Es evidente que la izquierda europea lleva años en búsqueda de referentes ideológicos tras el fracaso tanto del socialismo real como de las líneas básicas de la socialdemocracia. Perdidas las bases que han guiado sus políticas durante un siglo, distintos partidos en distintos países han seguido líneas diferentes. En algunos países han sido partidos socialistas quienes han capitaneado reformas drásticas del estado del bienestar, precisamente para salvarlo y hacerlo viable. Algunos partidos socialdemócratas han sido los campeones del atlantismo. En otros casos, partidos de izquierda han impulsado reformas educativas basadas en el mérito y esfuerzo individual tras las fracasadas experiencias de los sistemas igualitaristas.

Lamentablemente en mi país la izquierda ha seguido otros derroteros. Tras su llegada al gobierno el pasado año se marcaron una línea en primer lugar destructiva. Fue el caso de la paralización de la reforma de la educación, de la anulación de un plan vital para España como era el Plan Hidrológico Nacional o de la retirada de las tropas de Irak. La siguiente fase fue más allá. Consistió en poner sobre la mesa proyectos divisivos. Se trataba de dibujar una franja lo más gruesa posible que separara lo supuestamente progresista de lo supuestamente anticuado. Daba igual que una mayoría social no compartiera esos proyectos divisivos. El objetivo era dejar fuera del sistema a todos aquellos que no compartieran las alteraciones introducidas por el Gobierno. Así se explican los ataques gratuitos e innecesarios a la Iglesia católica. Así se explican leyes como la que incluye en el concepto de matrimonio a la unión entre personas del mismo sexo, incluida la posibilidad de adopción. Así, en parte también, puede explicarse la propuesta presentada por el Gobierno en el Parlamento, que suponía una oferta de negociación a los terroristas de ETA.
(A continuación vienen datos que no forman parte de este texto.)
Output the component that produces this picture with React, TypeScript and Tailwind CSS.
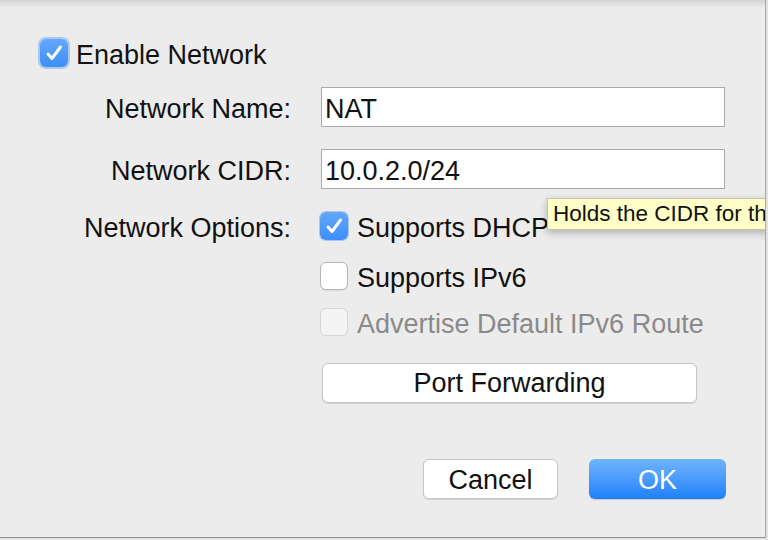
import React from "react";

function Check({ checked, disabled, focus }: { checked?: boolean; disabled?: boolean; focus?: boolean }) {
  if (checked) {
    return (
      <div
        className={
          "w-[28px] h-[28px] rounded-[6px] bg-gradient-to-b from-[#62a8fb] to-[#3d8ef7] flex items-center justify-center shrink-0 " +
          (focus ? "shadow-[0_0_0_2px_rgba(120,170,240,0.55)]" : "shadow-[0_0_0_1px_rgba(60,130,230,0.35)]")
        }
      >
        <svg width="28" height="28" viewBox="0 0 28 28">
          <path d="M8 15 L12 19.5 L20.5 8" fill="none" stroke="#ffffff" strokeWidth="3" strokeLinecap="round" strokeLinejoin="round" />
        </svg>
      </div>
    );
  }
  return (
    <div
      className={
        "w-[28px] h-[28px] rounded-[6px] shrink-0 border " +
        (disabled
          ? "bg-[#f4f4f4] border-[#d6d6d6]"
          : "bg-white border-[#b5b5b5] shadow-[0_1px_1px_rgba(0,0,0,0.08)]")
      }
    />
  );
}

export default function App() {
  return (
    <div
      className="w-[768px] h-[540px] bg-[#e2e2e2] relative overflow-hidden text-[27px] text-[#111]"
      style={{ fontFamily: '"Liberation Sans", Arial, sans-serif' }}
    >
      <div className="w-[766px] h-[538px] bg-[#ececec] border-r border-b border-r-[#a8a8a8] border-b-[#8e8e8e] relative overflow-hidden">
        <div className="h-[8px] bg-gradient-to-b from-[#d3d3d3] to-[#ececec]" />
        <div className="pl-[40px] pt-[31px]">
          <div className="flex items-center h-[28px] gap-[8px]">
            <Check checked focus />
            <span className="leading-none pt-[4px]">Enable Network</span>
          </div>
          <div className="grid grid-cols-[251px_404px] gap-x-[30px] mt-[20px]">
            <div className="flex items-center justify-end h-[40px] pt-[4px]">Network Name:</div>
            <div className="h-[40px] bg-white border border-[#ababab] flex items-center pl-[3px] pt-[4px]">NAT</div>

            <div className="flex items-center justify-end h-[40px] mt-[22px] pt-[4px]">Network CIDR:</div>
            <div className="h-[40px] bg-white border border-[#ababab] flex items-center pl-[3px] mt-[22px] pt-[4px]">10.0.2.0/24</div>

            <div className="flex items-start justify-end mt-[23px]">
              <div className="h-[28px] flex items-center pt-[4px]">Network Options:</div>
            </div>
            <div className="mt-[23px] -ml-px flex flex-col">
              <div className="flex items-center h-[28px] gap-[9px]">
                <Check checked />
                <span className="pt-[4px]">Supports DHCP</span>
              </div>
              <div className="flex items-center h-[28px] gap-[9px] mt-[22px]">
                <Check />
                <span className="pt-[4px]">Supports IPv6</span>
              </div>
              <div className="flex items-center h-[28px] gap-[9px] mt-[18px]">
                <Check disabled />
                <span className="text-[#8a8a8a] pt-[4px]">Advertise Default IPv6 Route</span>
              </div>
              <div className="ml-[2px] mt-[27px] w-[375px] h-[40px] bg-white rounded-[6px] border border-[#c6c6c6] shadow-[0_1px_1px_rgba(0,0,0,0.12)] flex items-center justify-center">
                Port Forwarding
              </div>
              <div className="flex justify-end gap-[31px] mt-[56px] mr-[-1px]">
                <div className="w-[135px] h-[40px] bg-white rounded-[6px] border border-[#c6c6c6] shadow-[0_1px_1px_rgba(0,0,0,0.12)] flex items-center justify-center pt-[2px]">
                  Cancel
                </div>
                <div className="w-[137px] h-[40px] rounded-[6px] bg-gradient-to-b from-[#6fb4fb] to-[#1b80fa] text-white shadow-[0_1px_1px_rgba(0,0,0,0.15)] flex items-center justify-center pt-[2px]">
                  OK
                </div>
              </div>
            </div>
          </div>
        </div>
        <div className="absolute left-[547px] top-[198px] h-[32px] w-[260px] bg-[#ffffc7] border border-[#c4c4a8] shadow-[0_3px_8px_rgba(0,0,0,0.25)] flex items-center pl-[5px] text-[22.5px] whitespace-nowrap">
          Holds the CIDR for the network
        </div>
      </div>
    </div>
  );
}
Pero lo que sin duda debe de resultar más incomprensible para un observador no familiarizado con la vida política española es que el gobierno de una de las naciones más antiguas de Europa promueva su autodisolución.
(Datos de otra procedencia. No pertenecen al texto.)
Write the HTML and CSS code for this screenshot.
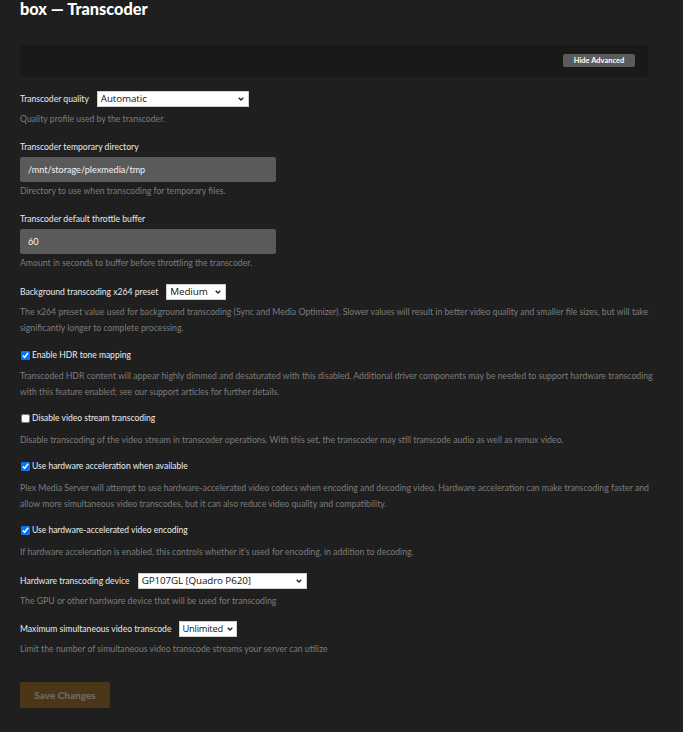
FILE: index.html
```html
<!DOCTYPE html>
<html lang="en">
<head>
<meta charset="utf-8">
<title>box — Transcoder</title>
<link rel="stylesheet" href="styles.css">
</head>
<body>
<div class="page">
  <h1 class="title">box — Transcoder</h1>

  <div class="toolbar">
    <button class="btn-advanced" type="button">Hide Advanced</button>
  </div>

  <div class="setting first">
    <div class="row">
      <label class="label">Transcoder quality</label>
      <span class="select w-quality"><span class="select-text">Automatic</span><svg class="chev" viewBox="0 0 6 4" width="6" height="4"><path d="M0.7 0.7 L3 3 L5.3 0.7" fill="none" stroke="#222" stroke-width="1.3"/></svg></span>
    </div>
    <p class="desc desc-select">Quality profile used by the transcoder.</p>
  </div>

  <div class="setting">
    <label class="label block">Transcoder temporary directory</label>
    <div class="input">/mnt/storage/plexmedia/tmp</div>
    <p class="desc desc-input">Directory to use when transcoding for temporary files.</p>
  </div>

  <div class="setting">
    <label class="label block">Transcoder default throttle buffer</label>
    <div class="input">60</div>
    <p class="desc desc-input">Amount in seconds to buffer before throttling the transcoder.</p>
  </div>

  <div class="setting">
    <div class="row">
      <label class="label">Background transcoding x264 preset</label>
      <span class="select w-medium"><span class="select-text">Medium</span><svg class="chev" viewBox="0 0 6 4" width="6" height="4"><path d="M0.7 0.7 L3 3 L5.3 0.7" fill="none" stroke="#222" stroke-width="1.3"/></svg></span>
    </div>
    <p class="desc desc-select">The x264 preset value used for background transcoding (Sync and Media Optimizer). Slower values will result in better video quality and smaller file sizes, but will take<br>significantly longer to complete processing.</p>
  </div>

  <div class="setting check-setting first-check">
    <label class="check"><input type="checkbox" checked><span>Enable HDR tone mapping</span></label>
    <p class="desc desc-check">Transcoded HDR content will appear highly dimmed and desaturated with this disabled. Additional driver components may be needed to support hardware transcoding<br>with this feature enabled; see our support articles for further details.</p>
  </div>

  <div class="setting check-setting">
    <label class="check"><input type="checkbox"><span>Disable video stream transcoding</span></label>
    <p class="desc desc-check">Disable transcoding of the video stream in transcoder operations. With this set, the transcoder may still transcode audio as well as remux video.</p>
  </div>

  <div class="setting check-setting">
    <label class="check"><input type="checkbox" checked><span>Use hardware acceleration when available</span></label>
    <p class="desc desc-check">Plex Media Server will attempt to use hardware-accelerated video codecs when encoding and decoding video. Hardware acceleration can make transcoding faster and<br>allow more simultaneous video transcodes, but it can also reduce video quality and compatibility.</p>
  </div>

  <div class="setting check-setting">
    <label class="check"><input type="checkbox" checked><span>Use hardware-accelerated video encoding</span></label>
    <p class="desc desc-check">If hardware acceleration is enabled, this controls whether it's used for encoding, in addition to decoding.</p>
  </div>

  <div class="setting">
    <div class="row">
      <label class="label">Hardware transcoding device</label>
      <span class="select w-device"><span class="select-text">GP107GL [Quadro P620]</span><svg class="chev" viewBox="0 0 6 4" width="6" height="4"><path d="M0.7 0.7 L3 3 L5.3 0.7" fill="none" stroke="#222" stroke-width="1.3"/></svg></span>
    </div>
    <p class="desc desc-select">The GPU or other hardware device that will be used for transcoding</p>
  </div>

  <div class="setting last">
    <div class="row">
      <label class="label">Maximum simultaneous video transcode</label>
      <span class="select w-unlimited"><span class="select-text">Unlimited</span><svg class="chev" viewBox="0 0 6 4" width="6" height="4"><path d="M0.7 0.7 L3 3 L5.3 0.7" fill="none" stroke="#222" stroke-width="1.3"/></svg></span>
    </div>
    <p class="desc desc-select">Limit the number of simultaneous video transcode streams your server can utilize</p>
  </div>

  <button class="btn-save" type="button">Save Changes</button>
</div>
</body>
</html>
```

FILE: styles.css
```css
html, body {
  margin: 0;
  padding: 0;
  background: #1f1f1f;
}

body {
  font-family: Lato, "Noto Sans", "Liberation Sans", sans-serif;
  color: #e6e6e6;
}

.page {
  width: 660px;
  padding: 0 0 24px 20px;
}

.title {
  margin: 0;
  font-family: Lato, "Open Sans", sans-serif;
  font-weight: 900;
  font-size: 16.3px;
  line-height: 17px;
  color: #ffffff;
}

.toolbar {
  margin-top: 28px;
  width: 628px;
  box-sizing: border-box;
  height: 32px;
  background: #191919;
  display: flex;
  align-items: center;
  justify-content: flex-end;
  padding-right: 13px;
}

.btn-advanced {
  height: 13px;
  width: 72px;
  padding: 0;
  border: 0;
  border-radius: 2px;
  background: #5b5b5b;
  color: #ffffff;
  font-family: Lato, sans-serif;
  font-weight: 700;
  font-size: 7.5px;
  line-height: 13px;
  margin-top: -1px;
}

.setting {
  margin-top: 13px;
}

.setting.first {
  margin-top: 14px;
}

.setting.last {
  margin-top: 12px;
}

.check-setting {
  margin-top: 11px;
}

.check-setting.first-check {
  margin-top: 12px;
}

.row {
  display: flex;
  align-items: center;
  height: 16px;
  gap: 8px;
}

.label {
  font-size: 8.6px;
  line-height: 14px;
  color: #eaeaea;
}

.label.block {
  display: block;
}

.select {
  position: relative;
  display: inline-flex;
  align-items: center;
  height: 16px;
  box-sizing: border-box;
  background: #ffffff;
  border: 1px solid #cfcfcf;
  padding-left: 3px;
  color: #111;
}

.select-text {
  font-family: "Open Sans", "Noto Sans", sans-serif;
  font-size: 9.8px;
  line-height: 14px;
  letter-spacing: -0.1px;
  white-space: nowrap;
}

.chev {
  position: absolute;
  right: 4px;
  top: 5px;
}

.w-quality { width: 152px; }
.w-medium { width: 60px; }
.w-device { width: 169px; }
.w-unlimited { width: 58px; padding-left: 2px; }
.w-unlimited .select-text { font-size: 9.3px; letter-spacing: -0.2px; }
.w-unlimited .chev { right: 3px; }

.input {
  margin-top: 3px;
  width: 256px;
  height: 25px;
  box-sizing: border-box;
  background: #5a5a5a;
  border-radius: 2px;
  padding-left: 8px;
  font-size: 9.1px;
  line-height: 25px;
  color: #f2f2f2;
}

.desc {
  margin: 0;
  font-size: 8.7px;
  line-height: 16px;
  color: #7d7d7d;
}

.desc-select { margin-top: 4px; }
.desc-input { margin-top: 1px; }
.desc-check { margin-top: 7px; }

.check {
  display: flex;
  align-items: center;
  height: 14px;
  font-size: 8.5px;
  color: #eeeeee;
}

.check input {
  width: 9px;
  height: 9px;
  margin: 0 2px 0 1px;
}

.first-check .desc-check { margin-top: 6px; }

.btn-save {
  display: block;
  margin-top: 25px;
  width: 90px;
  height: 26px;
  padding: 0;
  border: 0;
  border-radius: 2px;
  background: #4c3618;
  color: #6e6a64;
  font-family: Lato, "Open Sans", sans-serif;
  font-weight: 900;
  font-size: 10px;
}
```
Cuando el actual Presidente del Gobierno de España era líder de la oposición, afirmó en un mitin electoral, que apoyaría cualquier proyecto de nuevo estatuto de autonomía que aprobara el Parlamento de Cataluña. Si los nacionalistas presentes en el Parlamento regional necesitaban algún estímulo para enviar a Madrid un estatuto de reivindicaciones máximas, lo encontraron aquella noche.

De esta manera, el texto que ya ha entrado en el Congreso de los Diputados supone una derogación de facto de la Constitución. No sólo porque altera de modo sustancial el nivel de competencias del propio Estado y la relación de éste con las instituciones regionales, sino sobre todo porque suprime el mismo sujeto constituyente, titular de la soberanía, la nación española formada por todos los ciudadanos y que es, por definición, indivisible. La idea de una nación de ciudadanos libres e iguales ante la ley sencillamente desaparece.

Una reforma constitucional es algo que afecta a todos los ciudadanos del país. Todos los españoles deberían tener derecho a opinar y votar sobre un nuevo régimen que quiere implantarse. Pero la coalición de la izquierda y los nacionalistas no quieren permitirlo. En lugar de llevar a la Cámara un proyecto de reforma constitucional, que requiere una mayoría parlamentaria muy amplia y un referéndum nacional, han presentado un proyecto de reforma de un Estatuto regional, que puede ser aprobado por una mayoría parlamentaria ordinaria y en el que sólo los ciudadanos catalanes son consultados. Es un fraude muy grave, que elimina el derecho de todos los españoles a opinar sobre su futuro común.

El Gobierno podría impugnar ya el texto aprobado por el Parlamento de Cataluña y suspender su tramitación hasta que se pronuncie el Tribunal Constitucional. No hemos recibido hasta ahora la menor señal de que vaya a hacerlo. Igualmente, la mesa del Congreso de los Diputados podría devolverlo a Barcelona por no ajustarse su contenido a lo que debe ser un proyecto de estatuto y pedir a la Cámara regional que lo tramite como proyecto de reforma constitucional. El partido socialista ya ha anunciado que desea su trámite en el Congreso para eliminar los rasgos anticonstitucionales. Esa es una táctica engañosa. El problema no es que en el texto haya algunos rasgos inconstitucionales. El problema es que la anticonstitucionalidad viene de raíz e impregna la totalidad de su articulado.

En 1977, con las primeras elecciones democráticas tras el fin de la dictadura franquista, y en 1978, con la aprobación de la primera Constitución española fruto del más amplio consenso de las fuerzas políticas, los españoles decidimos avanzar hacia la libertad, la prosperidad y el progreso. Aquel proceso histórico pudo tener sus fallos, pero nacía de la firme y clara voluntad de aprender de nuestro pasado para no volver a cometer los mismos errores. La izquierda de aquel momento, y también el nacionalismo catalán, se implicaron, de manera correcta, en la transición democrática.

Siempre he creído en las posibilidades de España para ser uno de los mejores países del mundo. Siempre he creído que bastaba con trabajar duro y permanecer unidos en lo esencial, en la estabilidad institucional y democrática. Hoy, con la más honda preocupación, sólo puedo esperar que la voz de la mayoría obligue al Gobierno a retirar un proyecto que significa la división irreversible de España.